▸ TO BE DONE:
Retype the whole listing verbatim and keep the pictures out of it.

▸ INFORMATION SUPPLIED:
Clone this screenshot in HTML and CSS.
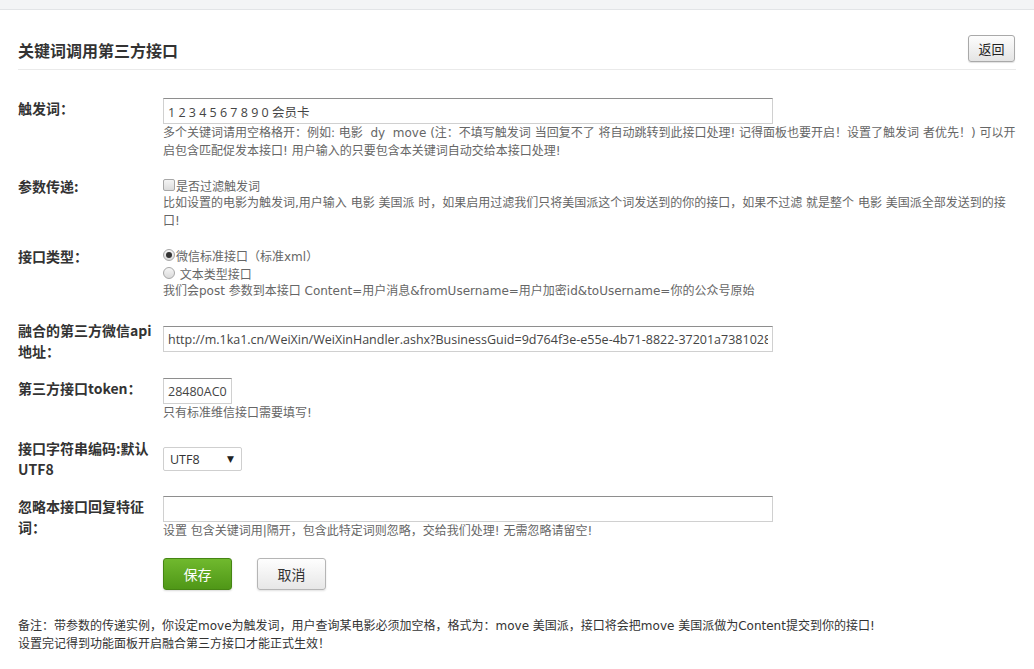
FILE: index.html
```html
<!DOCTYPE html>
<html lang="zh-CN">
<head>
    <meta charset="UTF-8">
    <title>关键词调用第三方接口</title>
    <link rel="stylesheet" href="styles.css">
</head>
<body>
    <div class="topbar"></div>

    <div class="page">
        <div class="page-header">
            <h2>关键词调用第三方接口</h2>
            <button class="btn-back">返回</button>
        </div>

        <div class="form">
            <div class="row">
                <div class="label">触发词：</div>
                <div class="field">
                    <input type="text" class="text-wide" value="1 2 3 4 5 6 7 8 9 0 会员卡">
                    <p class="help">多个关键词请用空格格开：例如: 电影&nbsp;&nbsp;dy&nbsp;&nbsp;move (注：不填写触发词 当回复不了 将自动跳转到此接口处理! 记得面板也要开启！设置了触发词 者优先！) 可以开启包含匹配促发本接口! 用户输入的只要包含本关键词自动交给本接口处理!</p>
                </div>
            </div>

            <div class="row">
                <div class="label">参数传递:</div>
                <div class="field">
                    <label class="opt"><span class="check"></span>是否过滤触发词</label>
                    <p class="help">比如设置的电影为触发词,用户输入 电影 美国派 时，如果启用过滤我们只将美国派这个词发送到的你的接口，如果不过滤 就是整个 电影 美国派全部发送到的接口!</p>
                </div>
            </div>

            <div class="row">
                <div class="label">接口类型：</div>
                <div class="field">
                    <label class="opt"><span class="radio on"></span>微信标准接口（标准xml）</label>
                    <label class="opt"><span class="radio"></span>&nbsp;文本类型接口</label>
                    <p class="help">我们会post 参数到本接口 Content=用户消息&amp;fromUsername=用户加密id&amp;toUsername=你的公众号原始</p>
                </div>
            </div>

            <div class="row row-api">
                <div class="label">融合的第三方微信api地址：</div>
                <div class="field">
                    <input type="text" class="text-wide" value="http://m.1ka1.cn/WeiXin/WeiXinHandler.ashx?BusinessGuid=9d764f3e-e55e-4b71-8822-37201a73810289">
                </div>
            </div>

            <div class="row">
                <div class="label">第三方接口token：</div>
                <div class="field">
                    <input type="text" class="text-short" value="28480AC09F1A">
                    <p class="help">只有标准维信接口需要填写!</p>
                </div>
            </div>

            <div class="row row-charset">
                <div class="label">接口字符串编码:默认UTF8</div>
                <div class="field">
                    <div class="select">UTF8<span class="caret">▼</span></div>
                </div>
            </div>

            <div class="row">
                <div class="label">忽略本接口回复特征词：</div>
                <div class="field">
                    <input type="text" class="text-wide" value="">
                    <p class="help">设置 包含关键词用|隔开，包含此特定词则忽略，交给我们处理! 无需忽略请留空!</p>
                </div>
            </div>

            <div class="row actions">
                <div class="label"></div>
                <div class="field">
                    <button class="btn-save">保存</button>
                    <button class="btn-cancel">取消</button>
                </div>
            </div>
        </div>

        <div class="notes">
            <p>备注：带参数的传递实例，你设定move为触发词，用户查询某电影必须加空格，格式为：move 美国派，接口将会把move 美国派做为Content提交到你的接口!</p>
            <p>设置完记得到功能面板开启融合第三方接口才能正式生效！</p>
        </div>
    </div>
</body>
</html>
```

FILE: styles.css
```css
* {
    margin: 0;
    padding: 0;
    box-sizing: border-box;
}

body {
    background: #fff;
    color: #333;
    font-family: "DejaVu Sans", "Noto Sans CJK SC", sans-serif;
    font-size: 12px;
}

.topbar {
    height: 10px;
    background: #f3f4f6;
    border-bottom: 1px solid #e2e4e7;
}

.page {
    padding: 0 18px;
}

.page-header {
    display: flex;
    align-items: center;
    justify-content: space-between;
    height: 60px;
    padding-top: 20px;
    border-bottom: 1px solid #eaeaea;
}

.page-header h2 {
    font-size: 16px;
    font-weight: bold;
    color: #333;
    font-family: "Noto Sans CJK SC", sans-serif;
}

.btn-back {
    width: 47px;
    height: 27px;
    margin-right: 1px;
    margin-top: -2px;
    font-family: "Noto Sans CJK SC", sans-serif;
    font-size: 13px;
    color: #222;
    background: linear-gradient(#fdfdfd, #e4e4e4);
    border: 1px solid #a9a9a9;
    border-radius: 3px;
    box-shadow: 0 1px 1px rgba(0,0,0,0.12);
}

.form {
    padding-top: 28px;
}

.row {
    display: flex;
    align-items: flex-start;
    margin-bottom: 16px;
}

.label {
    width: 145px;
    flex: none;
    padding-right: 6px;
    font-family: "Noto Sans CJK SC", sans-serif;
    font-size: 14px;
    font-weight: bold;
    line-height: 21px;
    color: #333;
}

.field {
    flex: 1;
}

input[type="text"] {
    display: block;
    height: 26px;
    padding: 0 4px;
    font-family: "Open Sans", "Noto Sans CJK SC", sans-serif;
    font-size: 12.5px;
    color: #444;
    background: #fff;
    border: 1px solid #d0d0d0;
    border-top-color: #8e8e8e;
    border-radius: 0;
    outline: none;
}

.text-wide {
    width: 610px;
}

.text-short {
    width: 69px;
}

.help {
    font-size: 12px;
    line-height: 18px;
    color: #666;
}

.opt {
    display: flex;
    align-items: center;
    height: 18px;
    font-size: 12px;
    color: #666;
}

.check {
    width: 12px;
    height: 12px;
    margin-right: 1px;
    border: 1px solid #a7a7a7;
    border-radius: 2px;
    background: linear-gradient(#f4f4f4, #dcdcdc);
}

.radio {
    position: relative;
    width: 12px;
    height: 12px;
    margin-right: 1px;
    border: 1px solid #a7a7a7;
    border-radius: 50%;
    background: linear-gradient(#f6f6f6, #dadada);
}

.radio.on::after {
    content: "";
    position: absolute;
    left: 2px;
    top: 2px;
    width: 6px;
    height: 6px;
    border-radius: 50%;
    background: #333;
}

.row-api {
    margin-top: 20px;
}

.row-api input {
    margin-top: 6px;
}

.row-charset .select {
    margin-top: 9px;
}

.select {
    display: flex;
    align-items: center;
    justify-content: space-between;
    width: 79px;
    height: 24px;
    padding: 0 7px 0 6px;
    font-family: "Open Sans", sans-serif;
    font-size: 12.5px;
    color: #333;
    border: 1px solid #cfcfcf;
    border-radius: 2px;
}

.caret {
    font-family: "DejaVu Sans", sans-serif;
    font-size: 9px;
    color: #222;
}

.actions {
    margin-top: 18px;
}

.actions .field {
    display: flex;
    gap: 25px;
}

.btn-save,
.btn-cancel {
    width: 69px;
    height: 32px;
    font-family: "Noto Sans CJK SC", sans-serif;
    font-size: 14px;
    border-radius: 3px;
}

.btn-save {
    color: #fff;
    background: linear-gradient(#70b92e, #4f9717);
    border: 1px solid #458513;
    box-shadow: 0 1px 2px rgba(0,0,0,0.15);
}

.btn-cancel {
    color: #333;
    background: linear-gradient(#fefefe, #e7e7e7);
    border: 1px solid #b5b5b5;
    box-shadow: 0 1px 2px rgba(0,0,0,0.12);
}

.notes {
    margin-top: 27px;
    font-size: 12px;
    line-height: 18px;
    color: #333;
}
```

▸ RESULT OF THE TASK:
Clone this screenshot in HTML and CSS.
FILE: index.html
```html
<!DOCTYPE html>
<html lang="zh-CN">
<head>
    <meta charset="UTF-8">
    <title>关键词调用第三方接口</title>
    <link rel="stylesheet" href="styles.css">
</head>
<body>
    <div class="topbar"></div>

    <div class="page">
        <div class="page-header">
            <h2>关键词调用第三方接口</h2>
            <button class="btn-back">返回</button>
        </div>

        <div class="form">
            <div class="row">
                <div class="label">触发词：</div>
                <div class="field">
                    <input type="text" class="text-wide" value="1 2 3 4 5 6 7 8 9 0 会员卡">
                    <p class="help">多个关键词请用空格格开：例如: 电影&nbsp;&nbsp;dy&nbsp;&nbsp;move (注：不填写触发词 当回复不了 将自动跳转到此接口处理! 记得面板也要开启！设置了触发词 者优先！) 可以开启包含匹配促发本接口! 用户输入的只要包含本关键词自动交给本接口处理!</p>
                </div>
            </div>

            <div class="row">
                <div class="label">参数传递:</div>
                <div class="field">
                    <label class="opt"><span class="check"></span>是否过滤触发词</label>
                    <p class="help">比如设置的电影为触发词,用户输入 电影 美国派 时，如果启用过滤我们只将美国派这个词发送到的你的接口，如果不过滤 就是整个 电影 美国派全部发送到的接口!</p>
                </div>
            </div>

            <div class="row">
                <div class="label">接口类型：</div>
                <div class="field">
                    <label class="opt"><span class="radio on"></span>微信标准接口（标准xml）</label>
                    <label class="opt"><span class="radio"></span>&nbsp;文本类型接口</label>
                    <p class="help">我们会post 参数到本接口 Content=用户消息&amp;fromUsername=用户加密id&amp;toUsername=你的公众号原始</p>
                </div>
            </div>

            <div class="row row-api">
                <div class="label">融合的第三方微信api地址：</div>
                <div class="field">
                    <input type="text" class="text-wide" value="http://m.1ka1.cn/WeiXin/WeiXinHandler.ashx?BusinessGuid=9d764f3e-e55e-4b71-8822-37201a73810289">
                </div>
            </div>

            <div class="row">
                <div class="label">第三方接口token：</div>
                <div class="field">
                    <input type="text" class="text-short" value="28480AC09F1A">
                    <p class="help">只有标准维信接口需要填写!</p>
                </div>
            </div>

            <div class="row row-charset">
                <div class="label">接口字符串编码:默认UTF8</div>
                <div class="field">
                    <div class="select">UTF8<span class="caret">▼</span></div>
                </div>
            </div>

            <div class="row">
                <div class="label">忽略本接口回复特征词：</div>
                <div class="field">
                    <input type="text" class="text-wide" value="">
                    <p class="help">设置 包含关键词用|隔开，包含此特定词则忽略，交给我们处理! 无需忽略请留空!</p>
                </div>
            </div>

            <div class="row actions">
                <div class="label"></div>
                <div class="field">
                    <button class="btn-save">保存</button>
                    <button class="btn-cancel">取消</button>
                </div>
            </div>
        </div>

        <div class="notes">
            <p>备注：带参数的传递实例，你设定move为触发词，用户查询某电影必须加空格，格式为：move 美国派，接口将会把move 美国派做为Content提交到你的接口!</p>
            <p>设置完记得到功能面板开启融合第三方接口才能正式生效！</p>
        </div>
    </div>
</body>
</html>
```

FILE: styles.css
```css
* {
    margin: 0;
    padding: 0;
    box-sizing: border-box;
}

body {
    background: #fff;
    color: #333;
    font-family: "DejaVu Sans", "Noto Sans CJK SC", sans-serif;
    font-size: 12px;
}

.topbar {
    height: 10px;
    background: #f3f4f6;
    border-bottom: 1px solid #e2e4e7;
}

.page {
    padding: 0 18px;
}

.page-header {
    display: flex;
    align-items: center;
    justify-content: space-between;
    height: 60px;
    padding-top: 20px;
    border-bottom: 1px solid #eaeaea;
}

.page-header h2 {
    font-size: 16px;
    font-weight: bold;
    color: #333;
    font-family: "Noto Sans CJK SC", sans-serif;
}

.btn-back {
    width: 47px;
    height: 27px;
    margin-right: 1px;
    margin-top: -2px;
    font-family: "Noto Sans CJK SC", sans-serif;
    font-size: 13px;
    color: #222;
    background: linear-gradient(#fdfdfd, #e4e4e4);
    border: 1px solid #a9a9a9;
    border-radius: 3px;
    box-shadow: 0 1px 1px rgba(0,0,0,0.12);
}

.form {
    padding-top: 28px;
}

.row {
    display: flex;
    align-items: flex-start;
    margin-bottom: 16px;
}

.label {
    width: 145px;
    flex: none;
    padding-right: 6px;
    font-family: "Noto Sans CJK SC", sans-serif;
    font-size: 14px;
    font-weight: bold;
    line-height: 21px;
    color: #333;
}

.field {
    flex: 1;
}

input[type="text"] {
    display: block;
    height: 26px;
    padding: 0 4px;
    font-family: "Open Sans", "Noto Sans CJK SC", sans-serif;
    font-size: 12.5px;
    color: #444;
    background: #fff;
    border: 1px solid #d0d0d0;
    border-top-color: #8e8e8e;
    border-radius: 0;
    outline: none;
}

.text-wide {
    width: 610px;
}

.text-short {
    width: 69px;
}

.help {
    font-size: 12px;
    line-height: 18px;
    color: #666;
}

.opt {
    display: flex;
    align-items: center;
    height: 18px;
    font-size: 12px;
    color: #666;
}

.check {
    width: 12px;
    height: 12px;
    margin-right: 1px;
    border: 1px solid #a7a7a7;
    border-radius: 2px;
    background: linear-gradient(#f4f4f4, #dcdcdc);
}

.radio {
    position: relative;
    width: 12px;
    height: 12px;
    margin-right: 1px;
    border: 1px solid #a7a7a7;
    border-radius: 50%;
    background: linear-gradient(#f6f6f6, #dadada);
}

.radio.on::after {
    content: "";
    position: absolute;
    left: 2px;
    top: 2px;
    width: 6px;
    height: 6px;
    border-radius: 50%;
    background: #333;
}

.row-api {
    margin-top: 20px;
}

.row-api input {
    margin-top: 6px;
}

.row-charset .select {
    margin-top: 9px;
}

.select {
    display: flex;
    align-items: center;
    justify-content: space-between;
    width: 79px;
    height: 24px;
    padding: 0 7px 0 6px;
    font-family: "Open Sans", sans-serif;
    font-size: 12.5px;
    color: #333;
    border: 1px solid #cfcfcf;
    border-radius: 2px;
}

.caret {
    font-family: "DejaVu Sans", sans-serif;
    font-size: 9px;
    color: #222;
}

.actions {
    margin-top: 18px;
}

.actions .field {
    display: flex;
    gap: 25px;
}

.btn-save,
.btn-cancel {
    width: 69px;
    height: 32px;
    font-family: "Noto Sans CJK SC", sans-serif;
    font-size: 14px;
    border-radius: 3px;
}

.btn-save {
    color: #fff;
    background: linear-gradient(#70b92e, #4f9717);
    border: 1px solid #458513;
    box-shadow: 0 1px 2px rgba(0,0,0,0.15);
}

.btn-cancel {
    color: #333;
    background: linear-gradient(#fefefe, #e7e7e7);
    border: 1px solid #b5b5b5;
    box-shadow: 0 1px 2px rgba(0,0,0,0.12);
}

.notes {
    margin-top: 27px;
    font-size: 12px;
    line-height: 18px;
    color: #333;
}
```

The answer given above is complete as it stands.